I’m thrilled to announce that our publishing company, Constructing Modern Knowledge Press, has released a new and expanded second edition of our book, Invent to Learn: Making, Tinkering, and Engineering in the Classroom. The new book is available in softcover, hardcover, and Kindle editions.
Sylvia Martinez and I are enormously proud of how Invent To Learn has inspired educators around the world since we published the first edition. Our decision to emphasize powerful ideas over technology ensured that very little of the book became dated. In fact, the first edition of Invent to Learn continues to sell at the age of 129 (in tech book years) and is available or currently being translated into seven languages. The book is quite likely the most cited book about the maker movement and education in scholarship and conference proposals.
The new book takes a fresh shot at addressing the three game changers: digital fabrication, physical computing, and computer programming. We include sections on the BBC micro:bit, Hummingbird Robotics, littleBits, and new programming environments for learners. The new Invent to Learn also afforded us with an opportunity to reflect upon our work with educators around the world since the dawn of the maker movement in schools. There is an enormous collection of updated resources and a new introduction. Stay tuned for more online resources to be posted at the Invent To Learn web site.
In crass terms, the new edition of Invent to Learn: Making, Tinkering, and Engineering in the Classroom is 25% longer than the original. We even debugged some six year old typos.
I was shocked by how much time and effort was required to create the new edition of Invent to Learn. The second edition actually took longer to write than the original. I think we made a good book even better.
According to Amazon.com, the most underlined passage in Invent to Learn is this.
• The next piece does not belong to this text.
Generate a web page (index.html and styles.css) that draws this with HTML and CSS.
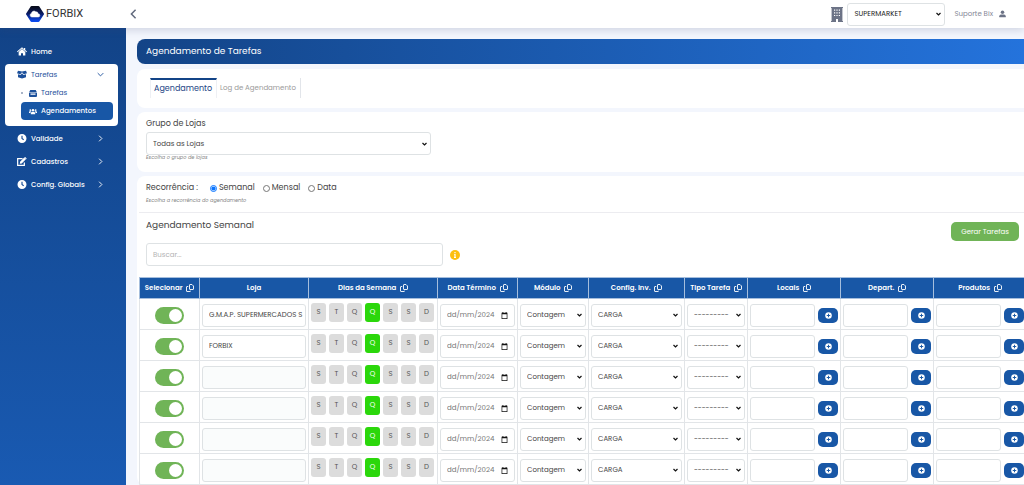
FILE: index.html
```html
<!DOCTYPE html>
<html lang="pt-BR">
<head>
<meta charset="utf-8">
<title>Agendamento de Tarefas</title>
<link rel="stylesheet" href="styles.css">
</head>
<body>
<svg class="sprite" aria-hidden="true">
  <symbol id="clock" viewBox="0 0 16 16"><path fill="currentColor" fill-rule="evenodd" d="M8 0a8 8 0 1 0 0 16A8 8 0 0 0 8 0zM7 3h2v4.500l2.600 2-1.200 1.500L7 8.500z"/></symbol>
  <symbol id="chevron" viewBox="0 0 10 10"><path d="M3 1l4 4-4 4" fill="none" stroke="currentColor" stroke-width="1.300"/></symbol>
  <symbol id="copy" viewBox="0 0 16 16"><path d="M8 1h4l3 3v6q0 1-1 1H8q-1 0-1-1V2q0-1 1-1zM4.500 5H2Q1 5 1 6v8q0 1 1 1h6q1 0 1-1v-.5" fill="none" stroke="currentColor" stroke-width="1.800" stroke-linejoin="round"/></symbol>
  <symbol id="plus" viewBox="0 0 16 16"><circle cx="8" cy="8" r="7.500" fill="#fff"/><path d="M8 4v8M4 8h8" stroke="#1857a6" stroke-width="2.200"/></symbol>
  <symbol id="calendar" viewBox="0 0 12 12"><path fill="currentColor" fill-rule="evenodd" d="M2.500 0h1.500v1.200h4V0h1.500v1.200H11V12H1V1.200h1.500zM2.200 4v6.800h7.600V4z"/></symbol>
</svg>

<header class="topbar">
  <a class="brand" href="#">
    <svg class="brand-mark" viewBox="0 0 18 16" aria-hidden="true">
      <defs><linearGradient id="mark" x1="0" y1="0" x2="0" y2="1"><stop offset="0" stop-color="#080c1c"/><stop offset=".45" stop-color="#0a1a60"/><stop offset="1" stop-color="#0b49ee"/></linearGradient></defs>
      <path d="M5.500 1h7L17 8l-4.500 7h-7L1 8z" fill="url(#mark)" stroke="url(#mark)" stroke-width="2" stroke-linejoin="round"/>
      <path d="M5.800 11a1.900 1.900 0 0 1-.3-3.700 2.500 2.500 0 0 1 4.200-1.500 2.100 2.100 0 0 1 2.400 2 1.600 1.600 0 0 1 .2 3.200z" fill="#fff" stroke="#fff" stroke-width=".5"/>
    </svg>
    <span>FORBIX</span>
  </a>
  <button class="collapse" type="button" aria-label="Recolher menu"><svg viewBox="0 0 8 12"><path d="M6.500 1L1.500 6l5 5" fill="none" stroke="currentColor" stroke-width="1.800"/></svg></button>
  <div class="account">
    <svg class="building" viewBox="0 0 12 15" aria-hidden="true"><path fill="currentColor" fill-rule="evenodd" d="M0 0h12v1h-.6v13h.6v1H7v-3H5v3H0v-1h.6V1H0zM3 2.500v1.200h1.200V2.500zm2.400 0v1.200h1.200V2.500zm2.400 0v1.200h1.200V2.500zM3 5.200v1.200h1.200V5.200zm2.400 0v1.200h1.200V5.200zm2.400 0v1.200h1.200V5.200zM3 7.900v1.200h1.200V7.900zm2.400 0v1.200h1.200V7.900zm2.400 0v1.200h1.200V7.900z"/></svg>
    <select class="field company" aria-label="Empresa"><option>SUPERMARKET</option></select>
    <a class="user" href="#">Suporte Bix <svg viewBox="0 0 8 8" aria-hidden="true"><circle cx="4" cy="2" r="2" fill="currentColor"/><path d="M.3 7.800V6.500Q.3 4.600 2.300 4.600h3.400q2 0 2 1.900v1.300z" fill="currentColor"/></svg></a>
  </div>
</header>

<div class="shell">
  <nav class="sidebar">
    <a class="nav-item" href="#">
      <svg class="nav-icon" viewBox="0 0 18 16"><path fill="currentColor" d="M9 3.600l6 5.200V15h-4.200v-4H7.200v4H3V8.800zM9 .4l3.600 3.100V1.500h2.200v3.900L18 8.200l-1 1.200-8-7-8 7L0 8.200z"/></svg>
      <span>Home</span>
    </a>
    <div class="nav-group">
      <a class="nav-item" href="#">
        <svg class="nav-icon" viewBox="0 0 20 16"><path fill="currentColor" d="M2 .5l8 1.500 8-1.500 2 5L13.500 7.500 10 3.500 6.500 7.500 0 5.500zM2 7.300l5.200 1.500L10 5.700l2.800 3.100L18 7.300V13.500L10 16 2 13.500z"/></svg>
        <span>Tarefas</span>
        <svg class="caret down" viewBox="0 0 10 10"><use href="#chevron"/></svg>
      </a>
      <a class="nav-sub dotted" href="#">
        <svg class="sub-icon" viewBox="0 0 16 14"><path fill="currentColor" fill-rule="evenodd" d="M2.500 0h11L16 5H0zM0 6h16v6q0 2-2 2H2q-2 0-2-2zM3 7v2.500h10V7z"/></svg>
        <span>Tarefas</span>
      </a>
      <a class="nav-sub current" href="#" aria-current="page">
        <svg class="sub-icon" viewBox="0 0 20 14"><g fill="currentColor"><circle cx="10" cy="3.800" r="3.200"/><circle cx="3.300" cy="3.500" r="2.200"/><circle cx="16.700" cy="3.500" r="2.200"/><path d="M4.500 14v-2.500Q4.500 8 8 8h4q3.500 0 3.500 3.500V14zM0 11V8.300q0-2 2-2h3l1 1Q4 8 3.500 11zM20 11V8.300q0-2-2-2h-3l-1 1q2 .7 2.500 3.700z"/></g></svg>
        <span>Agendamentos</span>
      </a>
    </div>
    <a class="nav-item" href="#"><svg class="nav-icon"><use href="#clock"/></svg><span>Validade</span><svg class="caret"><use href="#chevron"/></svg></a>
    <a class="nav-item" href="#">
      <svg class="nav-icon" viewBox="0 0 18 16"><path d="M10 3H1.200v11.800h12V10" fill="none" stroke="currentColor" stroke-width="2.200"/><path fill="currentColor" d="M5.500 8.500L13 1l3 3-7.500 7.500-3.500.5zM13.800.3q.7-.6 1.400 0l1.800 1.700q.6.700 0 1.400l-.6.500-3-3z"/></svg>
      <span>Cadastros</span><svg class="caret"><use href="#chevron"/></svg>
    </a>
    <a class="nav-item" href="#"><svg class="nav-icon"><use href="#clock"/></svg><span>Config. Globais</span><svg class="caret"><use href="#chevron"/></svg></a>
  </nav>

  <main class="content">
    <h1 class="page-title">Agendamento de Tarefas</h1>

    <section class="card tabs-card">
      <div class="tabs" role="tablist">
        <button class="tab active" type="button" role="tab" aria-selected="true">Agendamento</button>
        <button class="tab" type="button" role="tab" aria-selected="false">Log de Agendamento</button>
      </div>
    </section>

    <section class="card group-card">
      <label class="label" for="grupo">Grupo de Lojas</label>
      <select class="field group-select" id="grupo"><option>Todas as Lojas</option></select>
      <small class="hint">Escolha o grupo de lojas</small>
    </section>

    <section class="card schedule-card">
      <div class="recurrence" role="radiogroup" aria-labelledby="rec">
        <span id="rec">Recorrência :</span>
        <label><input type="radio" name="rec" checked>Semanal</label>
        <label><input type="radio" name="rec">Mensal</label>
        <label><input type="radio" name="rec">Data</label>
      </div>
      <small class="hint">Escolha a recorrência do agendamento</small>
      <div class="schedule-head">
        <h2>Agendamento Semanal</h2>
        <button class="generate" type="button">Gerar Tarefas</button>
      </div>
      <div class="search">
        <input class="field" type="text" placeholder="Buscar..." aria-label="Buscar">
        <svg class="info" viewBox="0 0 10 10" role="img" aria-label="Informação"><circle cx="5" cy="5" r="5" fill="#fdbf0f"/><path d="M5 2v1.300M4.200 4.500H5v3M4 7.500h2" fill="none" stroke="#fff" stroke-width="1.200"/></svg>
      </div>
      <table class="grid">
        <colgroup><col class="c-sel"><col class="c-store"><col class="c-days"><col class="c-date"><col class="c-mod"><col class="c-conf"><col class="c-type"><col class="c-pick"><col class="c-pick"><col class="c-pick"></colgroup>
        <thead>
          <tr>
            <th>Selecionar <svg><use href="#copy"/></svg></th>
            <th>Loja</th>
            <th>Dias da Semana <svg><use href="#copy"/></svg></th>
            <th>Data Término <svg><use href="#copy"/></svg></th>
            <th>Módulo <svg><use href="#copy"/></svg></th>
            <th>Config. Inv. <svg><use href="#copy"/></svg></th>
            <th>Tipo Tarefa <svg><use href="#copy"/></svg></th>
            <th>Locais <svg><use href="#copy"/></svg></th>
            <th>Depart. <svg><use href="#copy"/></svg></th>
            <th>Produtos <svg><use href="#copy"/></svg></th>
          </tr>
        </thead>
        <tbody id="rows"></tbody>
      </table>
    </section>
  </main>
</div>
<script src="app.js"></script>
</body>
</html>
```
FILE: styles.css
```css
* { box-sizing: border-box; }

body {
  margin: 0;
  height: 100vh;
  display: flex;
  flex-direction: column;
  overflow: hidden;
  background: #f3f6fd;
  color: #444;
  font: 8px/12px Poppins, Inter, "Open Sans", sans-serif;
}

button, input, select { font: inherit; color: inherit; }
button { cursor: pointer; }
a { color: inherit; text-decoration: none; }
svg { flex: none; }
.sprite { display: none; }

.field {
  width: 100%;
  height: 23px;
  padding: 0 6px;
  border: 1px solid #dee2e4;
  border-radius: 3px;
  background: #fff;
  font-size: 7px;
}
select.field {
  appearance: none;
  padding-right: 10px;
  background: #fff url("data:image/svg+xml,%3Csvg xmlns='http://www.w3.org/2000/svg' viewBox='0 0 10 8'%3E%3Cpath d='M1 2l4 4 4-4' fill='none' stroke='%23111' stroke-width='2.4'/%3E%3C/svg%3E") no-repeat right 3px center / 5px 4px;
}

/* Top bar */
.topbar {
  position: relative;
  z-index: 1;
  flex: none;
  display: flex;
  align-items: center;
  height: 28px;
  padding-right: 18px;
  background: #fff;
  box-shadow: 0 2px 8px rgba(60, 70, 110, .2);
}
.brand {
  display: flex;
  align-items: center;
  gap: 2px;
  width: 126px;
  padding-left: 26px;
  font: 11px/16px Roboto, sans-serif;
  color: #333;
}
.brand-mark { width: 18px; height: 16px; }
.collapse {
  display: flex;
  padding: 0 4px;
  border: 0;
  background: none;
  color: #626a7e;
}
.collapse svg { width: 7px; height: 10px; }
.account {
  display: flex;
  align-items: center;
  gap: 4px;
  margin-left: auto;
}
.building { width: 12px; height: 15px; color: #6c7386; }
.company { width: 98px; color: #222; }
.user {
  display: flex;
  align-items: center;
  gap: 6px;
  padding-left: 5px;
  color: #858796;
  font-size: 7px;
}
.user svg { width: 7px; height: 8px; color: #6c7386; }

/* Sidebar */
.shell { display: flex; flex: 1; min-height: 0; }
.sidebar {
  flex: none;
  display: flex;
  flex-direction: column;
  width: 126px;
  padding: 16px 5px 0;
  background: linear-gradient(#124387, #195ab2);
  color: #fff;
  font-size: 7px;
  font-weight: 500;
}
.nav-item {
  display: flex;
  align-items: center;
  gap: 4px;
  height: 23px;
  padding: 0 17px 0 12px;
  line-height: 15px;
}
.sidebar > .nav-item:first-child { height: 15px; margin-bottom: 5px; }
.nav-icon { width: 10px; height: 9px; }
.caret { width: 7px; height: 7px; margin-left: auto; }
.caret.down { transform: rotate(90deg); }
.nav-group {
  display: flex;
  flex-direction: column;
  margin-right: 3px;
  margin-bottom: 1px;
  padding-bottom: 6px;
  border-radius: 4px;
  background: #fff;
  color: #1c509b;
}
.nav-group .nav-item { height: 20px; padding-right: 14px; font-weight: 400; }
.nav-sub {
  display: flex;
  align-items: center;
  gap: 4px;
  height: 18px;
  margin: 0 5px 0 16px;
  padding-left: 8px;
  font-weight: 400;
}
.nav-sub.dotted { padding-left: 0; }
.dotted::before {
  content: "";
  width: 2px;
  height: 2px;
  margin-right: 2px;
  border-radius: 50%;
  background: #8c9bb5;
}
.nav-sub.current {
  border-radius: 4px;
  background: #1857a6;
  color: #fff;
  font-weight: 500;
}
.sub-icon { width: 8px; height: 7px; }

/* Content */
.content {
  flex: 1;
  min-width: 0;
  display: flex;
  flex-direction: column;
  gap: 4px;
  padding: 11px 0 0 11px;
  overflow: hidden;
}
.page-title {
  flex: none;
  margin: 0 0 1px;
  padding: 0 9px;
  border-radius: 8px 0 0 8px;
  background: linear-gradient(90deg, #134487, #2473dc);
  color: #fff;
  font-size: 9px;
  font-weight: 400;
  line-height: 25px;
}
.card {
  flex: none;
  border-radius: 8px 0 0 8px;
  background: #fff;
}
.tabs-card { padding: 9px 13px 10px; }
.tabs { display: flex; }
.tab {
  height: 20px;
  padding: 0 4px 0 3px;
  border: 0;
  border-right: 1px solid #e2e5ea;
  background: none;
  color: #999;
  font-size: 7px;
}
.tab.active {
  border-top: 2px solid #134487;
  border-left: 1px solid #eef0f4;
  border-right-color: #eef0f4;
  color: #1c4484;
  font-size: 8px;
}
.label, .group-select, .hint { display: block; }
.group-card { padding: 6px 9px 12px; }
.label { margin-bottom: 2px; }
.group-select { width: 285px; max-width: 100%; }
.hint {
  color: #858585;
  font-size: 5px;
  font-style: italic;
  line-height: 6px;
}
.group-card .hint { line-height: 5px; }

.schedule-card { padding: 6px 0 0 2px; }
.recurrence {
  display: flex;
  align-items: center;
  gap: 8px;
  padding-left: 7px;
}
.recurrence span { margin-right: 4px; }
.recurrence label { display: flex; align-items: center; gap: 2px; }
.recurrence input { width: 7px; height: 7px; margin: 0; accent-color: #0a75ff; }
.schedule-card .hint { margin-top: 4px; padding-left: 7px; }
.schedule-head {
  display: flex;
  justify-content: space-between;
  margin-top: 8px;
  padding: 6px 5px 0 7px;
  border-top: 1px solid #ececf0;
}
.schedule-head h2 { margin: 0; font-size: 9px; font-weight: 400; line-height: 12px; }
.generate {
  height: 19px;
  margin-top: 3px;
  padding: 0 10px;
  border: 0;
  border-radius: 5px;
  background: #70b457;
  color: #fff;
  font-size: 7px;
}
.search {
  display: flex;
  align-items: center;
  gap: 7px;
  padding: 2px 7px 11px;
}
.search .field { width: 297px; }
.search .field::placeholder { color: #b3b3b3; }
.info { width: 10px; height: 10px; }

/* Schedule table */
.grid {
  width: 887px;
  min-width: 100%;
  table-layout: fixed;
  border-collapse: collapse;
  font-size: 7px;
}
.c-sel { width: 60px; }
.c-store { width: 109px; }
.c-days { width: 129px; }
.c-date { width: 80px; }
.c-mod { width: 71px; }
.c-conf { width: 96px; }
.c-type { width: 63px; }
.c-pick { width: 93px; }
.grid th {
  height: 21px;
  padding: 0;
  border: 1px solid #a5bedd;
  background: #1857a6;
  color: #fff;
  font-weight: 600;
  white-space: nowrap;
}
.grid th svg { width: 8px; height: 8px; margin-left: 2px; vertical-align: middle; }
.grid td {
  height: 31px;
  padding: 2px 2px 0;
  border: 1px solid #e2e5e8;
  text-align: center;
}
.grid .field { display: block; }
.grid .store { padding-right: 2px; }
.grid .store:read-only:placeholder-shown { background: #fafcfc; }
.toggle {
  appearance: none;
  display: inline-flex;
  align-items: center;
  width: 29px;
  height: 17px;
  margin: 0;
  padding: 0 2px;
  border-radius: 9px;
  background: #bbb;
  vertical-align: middle;
}
.toggle::before {
  content: "";
  width: 13px;
  height: 13px;
  border-radius: 50%;
  background: #fff;
}
.toggle:checked { justify-content: flex-end; background: #70b457; }
.days { display: flex; gap: 3px; margin-bottom: 6px; }
.day {
  width: 15px;
  height: 19px;
  padding: 0;
  border: 0;
  border-radius: 3px;
  background: #dcdcdc;
  color: #555;
  font-size: 7px;
}
.day.on { background: #2bd70b; color: #fff; }
.grid .date { display: flex; align-items: center; }
.date input {
  flex: 1;
  min-width: 0;
  padding: 0;
  border: 0;
  background: none;
  color: #757575;
}
.date button { display: flex; padding: 0; border: 0; background: none; color: #111; }
.date svg { width: 7px; height: 7px; }
.picker { display: flex; align-items: center; gap: 3px; }
.picker .field { flex: 1; min-width: 0; }
.add {
  display: flex;
  align-items: center;
  justify-content: center;
  width: 20px;
  height: 15px;
  padding: 0;
  border: 0;
  border-radius: 5px;
  background: #1857a6;
}
.add svg { width: 7px; height: 7px; }
```
FILE: app.js
```js
const stores = ["G.M.A.P. SUPERMERCADOS S", "FORBIX", "", "", "", ""];
const days = ["S", "T", "Q", "Q", "S", "S", "D"];
const activeDay = 3;

const select = (label, value) =>
  `<td><select class="field" aria-label="${label}"><option>${value}</option></select></td>`;

const picker = (label) =>
  `<td><div class="picker"><input class="field" type="text" aria-label="${label}">
  <button class="add" type="button" aria-label="Adicionar ${label}"><svg><use href="#plus"/></svg></button></div></td>`;

const row = (store) => `<tr>
  <td><input class="toggle" type="checkbox" checked aria-label="Selecionar"></td>
  <td><input class="field store" type="text" value="${store}" placeholder=" " readonly aria-label="Loja"></td>
  <td><div class="days">${days
    .map((d, i) => `<button type="button" class="day${i === activeDay ? " on" : ""}" aria-pressed="${i === activeDay}">${d}</button>`)
    .join("")}</div></td>
  <td><div class="field date"><input type="text" value="dd/mm/2024" aria-label="Data Término">
  <button type="button" aria-label="Abrir calendário"><svg><use href="#calendar"/></svg></button></div></td>
  ${select("Módulo", "Contagem")}${select("Config. Inv.", "CARGA")}${select("Tipo Tarefa", "---------")}
  ${picker("Locais")}${picker("Depart.")}${picker("Produtos")}
</tr>`;

document.getElementById("rows").innerHTML = stores.map(row).join("");
```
“This book doesn’t just advocate for tinkering or making because it’s fun, although that would be sufficient. The central thesis is that children should engage in tinkering and making because they are powerful ways to learn.”
One of the greatest honors of my life was having our book reviewed by legendary educator and author of 40+ classic books, Herb Kohl, who wrote the following.
“Invent to Learn is a persuasive, powerful, and useful reconceptualization of progressive education for digital times.” (full review)
So, that’s the secret. Invent to Learn: Making, Tinkering, and Engineering in the Classroom is really about making the world a better place for kids by helping educators construct a joyous, purposeful, creative, and empowering vision of education that prepares young people to triumph in an uncertain future.